As a nation we have an unhealthy reliance upon the men’s national cricket team for our sense of self-worth. Which means that when the metaphorical wheel turns and Australia moves to the downside, a lot of us tend to get grumpy. We view it as a slight on our national character if the cricket team is struggling, and doubly so if the opponent is England.

But we grew too complacent, too comfortable in the glory years, from 1989 when Allan Border’s team went to England and won the Ashes, and 1995 when they toppled the West Indies for the No. 1 ranking. If the batsmen failed, which was rare, Shane Warne and Glenn McGrath dug us out of trouble. We became convinced of our status as a world power (at least in cricket, if little else).

And now that those days have well and truly gone, we clutch at morsels of hope. Ashton Agar was our saviour for all of five minutes. George Bailey comes with such fanfare that his moderate first class average of 38 is dismissed as trifling, and Ryan Harris is one the best of all time, according to the bowling coach.

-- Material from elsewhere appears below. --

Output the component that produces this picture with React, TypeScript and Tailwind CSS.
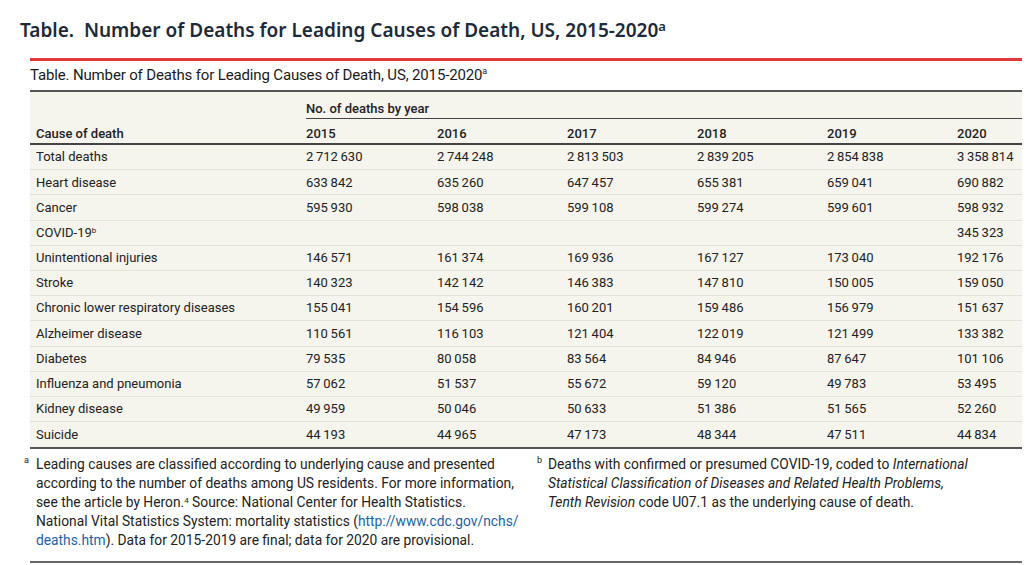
const rows: [string, string[]][] = [
  ["Total deaths", ["2 712 630", "2 744 248", "2 813 503", "2 839 205", "2 854 838", "3 358 814"]],
  ["Heart disease", ["633 842", "635 260", "647 457", "655 381", "659 041", "690 882"]],
  ["Cancer", ["595 930", "598 038", "599 108", "599 274", "599 601", "598 932"]],
  ["COVID-19", ["", "", "", "", "", "345 323"]],
  ["Unintentional injuries", ["146 571", "161 374", "169 936", "167 127", "173 040", "192 176"]],
  ["Stroke", ["140 323", "142 142", "146 383", "147 810", "150 005", "159 050"]],
  ["Chronic lower respiratory diseases", ["155 041", "154 596", "160 201", "159 486", "156 979", "151 637"]],
  ["Alzheimer disease", ["110 561", "116 103", "121 404", "122 019", "121 499", "133 382"]],
  ["Diabetes", ["79 535", "80 058", "83 564", "84 946", "87 647", "101 106"]],
  ["Influenza and pneumonia", ["57 062", "51 537", "55 672", "59 120", "49 783", "53 495"]],
  ["Kidney disease", ["49 959", "50 046", "50 633", "51 386", "51 565", "52 260"]],
  ["Suicide", ["44 193", "44 965", "47 173", "48 344", "47 511", "44 834"]],
];

const years = ["2015", "2016", "2017", "2018", "2019", "2020"];
const cols = "grid grid-cols-[276px_131px_130px_130px_130px_130px_65px]";

// thin spaces between digit groups, like the printed table
const fmt = (n: string) => n.replace(/ /g, "\u2009");

export default function App() {
  return (
    <div className="min-h-[565px] bg-white text-[#222]">
      <h1 className="pl-[20px] pt-[17px] font-['Noto_Sans',sans-serif] text-[19px] leading-[26px] font-semibold text-[#1d2a39]">
        Table.&nbsp; Number of Deaths for Leading Causes of Death, US, 2015-2020
        <sup className="text-[13px]">a</sup>
      </h1>

      <div className="ml-[30px] mt-[15px] w-[992px] font-['Roboto',sans-serif]">
        <div className="border-t-[3px] border-[#e2363c]" />
        <div className="flex h-[29px] items-center text-[15px] tracking-[-0.15px] text-[#1a1a1a]">
          Table. Number of Deaths for Leading Causes of Death, US, 2015-2020
          <sup className="text-[9px]">a</sup>
        </div>
        <div className="border-t-2 border-[#555]" />

        <div className="bg-[#f5f4ed] text-[13px]">
          <div className={cols}>
            <div />
            <div className="col-span-6 flex h-[27px] items-end border-b border-[#444] pb-[1px] leading-[16px] font-medium">
              No. of deaths by year
            </div>
          </div>
          <div className={`${cols} h-[26px] items-end border-b-2 border-[#444] pb-[1px] leading-[16px] font-medium`}>
            <div className="pl-[6px]">Cause of death</div>
            {years.map((y) => (
              <div key={y}>{y}</div>
            ))}
          </div>
          {rows.map(([name, vals], i) => (
            <div
              key={name}
              className={`${cols} h-[25.2px] items-center ${i < rows.length - 1 ? "border-b border-[#e4e2d9]" : ""}`}
            >
              <div className="pl-[6px]">
                {name}
                {name === "COVID-19" && <sup className="text-[8px]">b</sup>}
              </div>
              {vals.map((v, j) => (
                <div key={j}>{fmt(v)}</div>
              ))}
            </div>
          ))}
        </div>
        <div className="border-t-2 border-[#555]" />

        <div className="grid grid-cols-[507px_1fr] pt-[6px] text-[13.8px] leading-[19px]">
          <div className="-ml-[6px] flex">
            <span className="w-[12px] pt-[1px] text-[9px] leading-none">a</span>
            <p>
              Leading causes are classified according to underlying cause and presented
              <br />
              according to the number of deaths among US residents. For more information,
              <br />
              see the article by Heron.<sup className="text-[8px]">4</sup> Source: National Center for Health Statistics.
              <br />
              National Vital Statistics System: mortality statistics (
              <span className="text-[#1d5fa8]">http://www.cdc.gov/nchs/</span>
              <br />
              <span className="text-[#1d5fa8]">deaths.htm</span>). Data for 2015-2019 are final; data for 2020 are provisional.
            </p>
          </div>
          <div className="flex">
            <span className="w-[11px] pt-[1px] text-[9px] leading-none">b</span>
            <p>
              Deaths with confirmed or presumed COVID-19, coded to <i>International</i>
              <br />
              <i>Statistical Classification of Diseases and Related Health Problems,</i>
              <br />
              <i>Tenth Revision</i> code U07.1 as the underlying cause of death.
            </p>
          </div>
        </div>
        <div className="mt-[11px] border-t-2 border-[#666]" />
      </div>
    </div>
  );
}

Bailey deserves his chance in this mix, but he would never have been near the Australian team a few years ago, when Stuart Law (one Test), Jamie Siddons (none), Brad Hodge (six Tests), Martin Love (five Tests) and Tom Moody (eight Tests) piled up Bradman-esque runs at the lower level with precious few opportunities in the baggy green cap.  

England most likely will win the Ashes series. They look the better team, in most areas. The authorities here need to acknowledge that they have allowed a decline in our national game that is too severe for a country with our resources and facilities and our love and passion for cricket. They need to regenerate the team and unearth more talent quickly, as England did from its darkest days of 1989-2005.

And the fans? They need to bring the toys back into the cot.

Martin Blake has been a sports writer for 30 years and covered various successful Australian cricket tours.